Some will argue that earning the most money equals working for the best system. Some would say that a mandatory, and relevant, degree prior to practice makes for the best systems. I am sure a few think that geographical location and demographics can make or break an otherwise progressive system. Then there are those who will value the clinical autonomy of their practice, over the likes of the US physician-extender system.

Of course, you will always find the loonies who think the biggest, loudest, and shiniest ambulances are all that matters.:deadhorse:


----------



## RyanMidd

I don't want to seem biased, but I suppose I haven't witnessed any systems outside of North America & the Caribbean, and I've only WORKED for Canada.

But I believe that Canada provides EMS providers with ample job opportunities, advancement, adequate pay, and significant freedom to practice within protocols, as well as respectable protection in the case of lawsuit or litigation. Also, with the variety of jobs you can take as an EMT/Medic in Canada, its hard to be bored. Personally, I have worked urban/rural, oil & gas, music festivals, hockey & football games, rodeos, and hopefully the Olympics next year in Vancouver.
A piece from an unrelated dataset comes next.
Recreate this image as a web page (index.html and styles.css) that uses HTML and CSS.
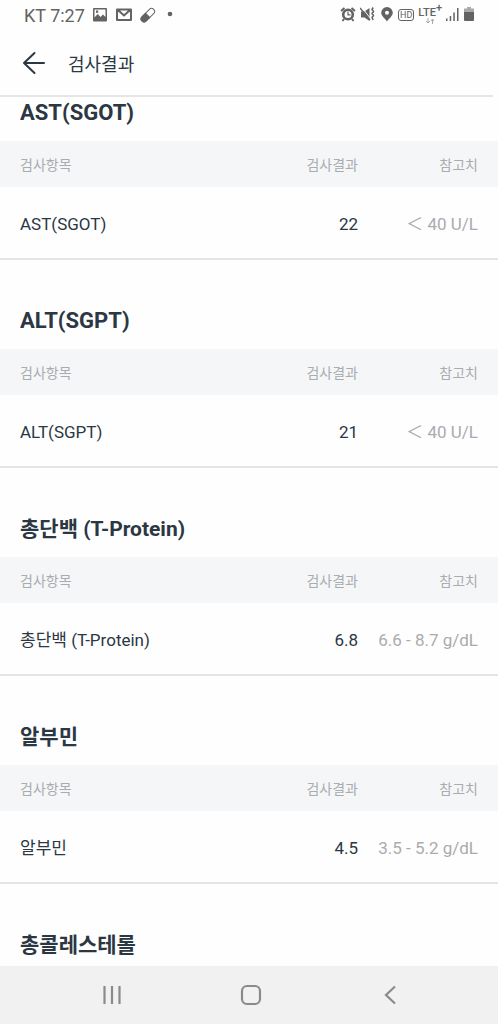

Combining these aspects, and the increasing ability of medics to transfer across provincial boundaries (a work in progress, but going in the right direction overall), I think that Canada is a great place to work for EMS.


----------



## carpentw

RyanMidd said:


> I think that Canada is a great place to work for EMS.



I think the Medics in British Columbia would beg to differ...


----------



## mycrofft

*Monaco*

Casinos, nude beaches, no income tax and all the ambulance trips are under three miles in length.
Sorta like Fantasy ISland, i'n't it?B)


----------